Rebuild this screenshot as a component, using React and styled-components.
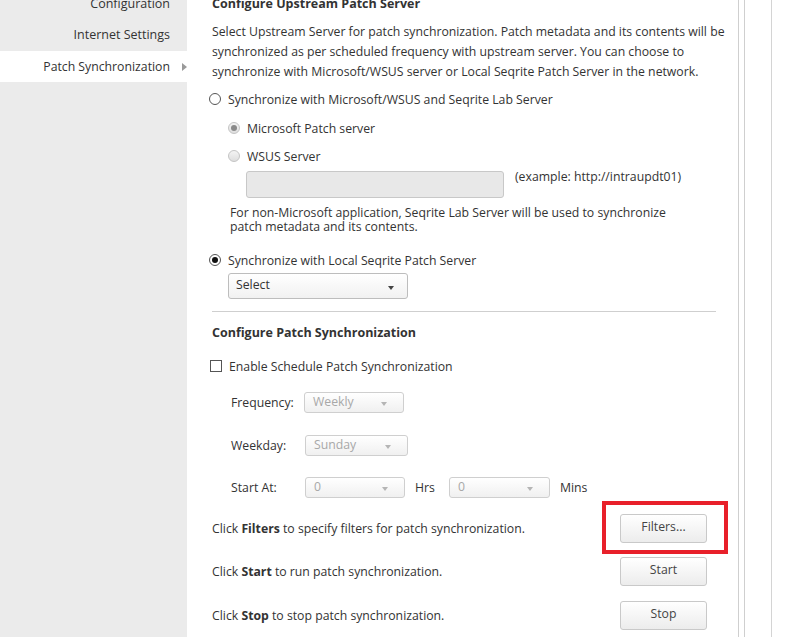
import React from 'react';
import styled, { createGlobalStyle } from 'styled-components';

const GlobalStyle = createGlobalStyle`
    html, body {
        margin: 0;
        padding: 0;
        background: #ffffff;
    }
    body {
        font-family: "Open Sans", "Liberation Sans", sans-serif;
        font-size: 12.25px;
        color: #333333;
    }
`;

const Page = styled.div`
    display: flex;
    width: 794px;
    height: 637px;
    overflow: hidden;
`;

const Sidebar = styled.div`
    width: 187px;
    flex-shrink: 0;
    background: #ebebeb;
    display: flex;
    flex-direction: column;
`;

const NavList = styled.div`
    display: flex;
    flex-direction: column;
    margin-top: -12px;
`;

const NavItem = styled.div`
    height: 31px;
    display: flex;
    align-items: center;
    justify-content: flex-end;
    padding-right: ${(p) => (p.$active ? '0' : '17px')};
    background: ${(p) => (p.$active ? '#ffffff' : 'transparent')};
    color: #333;
    font-size: ${(p) => (p.$active ? '12.25px' : '12.5px')};
    margin-top: ${(p) => (p.$active ? '1px' : '0')};
`;

const NavArrow = styled.span`
    width: 0;
    height: 0;
    border-top: 4px solid transparent;
    border-bottom: 4px solid transparent;
    border-left: 5px solid #9a9a9a;
    margin-left: 12px;
    margin-right: 0;
`;

const Main = styled.div`
    width: 552px;
    flex-shrink: 0;
    padding-left: 25px;
    box-sizing: border-box;
    border-right: 1px solid #cfcfcf;
    display: flex;
    flex-direction: column;
`;

const Gutter = styled.div`
    width: 5px;
    flex-shrink: 0;
    border-right: 1px solid #cfcfcf;
`;

const Column = styled.div`
    width: 26px;
    flex-shrink: 0;
    border-right: 1px solid #d4d4d4;
`;

const Heading = styled.div`
    font-weight: 700;
    font-size: 12.5px;
    line-height: 20px;
    height: 20px;
    margin-top: ${(p) => p.$mt}px;
    color: #333;
    white-space: nowrap;
`;

const Para = styled.div`
    line-height: ${(p) => p.$lh || 20}px;
    margin-top: ${(p) => p.$mt}px;
    margin-left: ${(p) => p.$ml || 0}px;
    width: ${(p) => p.$w || 520}px;
`;

const OptionRow = styled.label`
    display: flex;
    align-items: center;
    height: 20px;
    margin-top: ${(p) => p.$mt}px;
    margin-left: ${(p) => p.$ml}px;
    gap: ${(p) => p.$gap || 7}px;
    white-space: nowrap;
`;

const Radio = styled.span`
    width: 12px;
    height: 12px;
    box-sizing: border-box;
    border-radius: 50%;
    flex-shrink: 0;
    display: flex;
    align-items: center;
    justify-content: center;
    border: 1px solid ${(p) => (p.$disabled ? '#c4c4c4' : '#555555')};
    background: ${(p) => (p.$disabled ? 'linear-gradient(#f4f4f4, #dedede)' : '#ffffff')};

    &::after {
        content: '';
        display: ${(p) => (p.$checked ? 'block' : 'none')};
        width: 6px;
        height: 6px;
        border-radius: 50%;
        background: ${(p) => (p.$disabled ? '#8a8a8a' : '#111111')};
    }
`;

const Checkbox = styled.span`
    width: 12px;
    height: 12px;
    box-sizing: border-box;
    border: 1px solid #555555;
    background: #fff;
    flex-shrink: 0;
`;

const InputRow = styled.div`
    display: flex;
    align-items: flex-start;
    margin-top: ${(p) => p.$mt}px;
    margin-left: 34px;
    gap: 11px;
`;

const TextBox = styled.div`
    width: 258px;
    height: 27px;
    box-sizing: border-box;
    border: 1px solid #c8c8c8;
    border-radius: 3px;
    background: #e8e8e8;
`;

const Hint = styled.span`
    line-height: 14px;
    margin-top: -1px;
    white-space: nowrap;
`;

const SelectBox = styled.div`
    width: ${(p) => p.$w}px;
    height: ${(p) => p.$h || 21}px;
    box-sizing: border-box;
    border: 1px solid ${(p) => (p.$disabled ? '#cfcfcf' : '#bdbdbd')};
    border-radius: 3px;
    background: ${(p) => (p.$disabled ? 'linear-gradient(#ffffff, #f0f0f0)' : 'linear-gradient(#ffffff, #f1f1f1)')};
    display: flex;
    align-items: center;
    justify-content: space-between;
    padding: 0 ${(p) => (p.$disabled ? 16 : 13)}px 3px ${(p) => (p.$disabled ? 8 : 7)}px;
    color: ${(p) => (p.$disabled ? '#a8a8a8' : '#333333')};
    margin-top: ${(p) => p.$mt || 0}px;
    margin-left: ${(p) => p.$ml || 0}px;
    flex-shrink: 0;

    &::after {
        content: '';
        width: 0;
        height: 0;
        border-left: 3.5px solid transparent;
        border-right: 3.5px solid transparent;
        border-top: 4px solid ${(p) => (p.$disabled ? '#b5b5b5' : '#444444')};
        margin-top: 6px;
    }
`;

const Divider = styled.div`
    width: 504px;
    height: 1px;
    background: #cfcfcf;
    margin-top: ${(p) => p.$mt}px;
`;

const FieldRow = styled.div`
    display: flex;
    align-items: center;
    height: 21px;
    margin-top: ${(p) => p.$mt}px;
    margin-left: 19px;
    white-space: nowrap;
`;

const FieldLabel = styled.span`
    width: ${(p) => p.$w}px;
    flex-shrink: 0;
`;

const Unit = styled.span`
    margin-left: ${(p) => p.$ml}px;
    width: ${(p) => p.$w || 'auto'}px;
`;

const ActionRow = styled.div`
    display: flex;
    align-items: center;
    justify-content: space-between;
    width: 495px;
    height: 28px;
    margin-top: ${(p) => p.$mt}px;
    white-space: nowrap;
`;

const ButtonWrap = styled.div`
    position: relative;
`;

const Button = styled.div`
    width: 87px;
    height: 29px;
    box-sizing: border-box;
    border: 1px solid #c9c9c9;
    border-radius: 3px;
    background: linear-gradient(#ffffff, #ececec);
    display: flex;
    align-items: center;
    justify-content: center;
    padding-bottom: 3px;
    color: #444;
    font-size: 12.25px;
`;

const Highlight = styled.div`
    position: absolute;
    left: -18px;
    top: -13px;
    width: 126px;
    height: 53px;
    box-sizing: border-box;
    border: 4px solid #e8202a;
    pointer-events: none;
`;

const App = () => {
    return (
        <>
            <GlobalStyle />
            <Page>
                <Sidebar>
                    <NavList>
                        <NavItem>Configuration</NavItem>
                        <NavItem>Internet Settings</NavItem>
                        <NavItem $active>
                            Patch Synchronization
                            <NavArrow />
                        </NavItem>
                    </NavList>
                </Sidebar>

                <Main>
                    <Heading $mt={-6}>Configure Upstream Patch Server</Heading>
                    <Para $mt={8}>
                        Select Upstream Server for patch synchronization. Patch metadata and its contents will be
                        synchronized as per scheduled frequency with upstream server. You can choose to
                        synchronize with Microsoft/WSUS server or Local Seqrite Patch Server in the network.
                    </Para>

                    <OptionRow $mt={7} $ml={-3}>
                        <Radio />
                        Synchronize with Microsoft/WSUS and Seqrite Lab Server
                    </OptionRow>
                    <OptionRow $mt={9} $ml={16} $gap={7}>
                        <Radio $disabled $checked />
                        Microsoft Patch server
                    </OptionRow>
                    <OptionRow $mt={8} $ml={16} $gap={7}>
                        <Radio $disabled />
                        WSUS Server
                    </OptionRow>
                    <InputRow $mt={5}>
                        <TextBox />
                        <Hint>(example: http://intraupdt01)</Hint>
                    </InputRow>
                    <Para $mt={8} $lh={14} $ml={18} $w={445}>
                        For non-Microsoft application, Seqrite Lab Server will be used to synchronize
                        patch metadata and its contents.
                    </Para>

                    <OptionRow $mt={16} $ml={-3}>
                        <Radio $checked />
                        Synchronize with Local Seqrite Patch Server
                    </OptionRow>
                    <SelectBox $w={180} $h={26} $mt={3} $ml={16}>Select</SelectBox>

                    <Divider $mt={12} />

                    <Heading $mt={11}>Configure Patch Synchronization</Heading>
                    <OptionRow $mt={13} $ml={-2}>
                        <Checkbox />
                        Enable Schedule Patch Synchronization
                    </OptionRow>

                    <FieldRow $mt={16}>
                        <FieldLabel $w={73}>Frequency:</FieldLabel>
                        <SelectBox $disabled $w={100}>Weekly</SelectBox>
                    </FieldRow>
                    <FieldRow $mt={22}>
                        <FieldLabel $w={74}>Weekday:</FieldLabel>
                        <SelectBox $disabled $w={103}>Sunday</SelectBox>
                    </FieldRow>
                    <FieldRow $mt={21}>
                        <FieldLabel $w={74}>Start At:</FieldLabel>
                        <SelectBox $disabled $w={100}>0</SelectBox>
                        <Unit $ml={10} $w={34}>Hrs</Unit>
                        <SelectBox $disabled $w={101}>0</SelectBox>
                        <Unit $ml={10}>Mins</Unit>
                    </FieldRow>

                    <ActionRow $mt={16}>
                        <span>Click <b>Filters</b> to specify filters for patch synchronization.</span>
                        <ButtonWrap>
                            <Button>Filters...</Button>
                            <Highlight />
                        </ButtonWrap>
                    </ActionRow>
                    <ActionRow $mt={15}>
                        <span>Click <b>Start</b> to run patch synchronization.</span>
                        <Button>Start</Button>
                    </ActionRow>
                    <ActionRow $mt={16}>
                        <span>Click <b>Stop</b> to stop patch synchronization.</span>
                        <Button>Stop</Button>
                    </ActionRow>
                </Main>
                <Gutter />
                <Column />
            </Page>
        </>
    );
};

export default App;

== WORK TO DO ==
Identify and extract each line of the listing that contains "React".

== WRITTEN ANSWER ==
Rebuild this screenshot as a component, using React and styled-components.
import React from 'react';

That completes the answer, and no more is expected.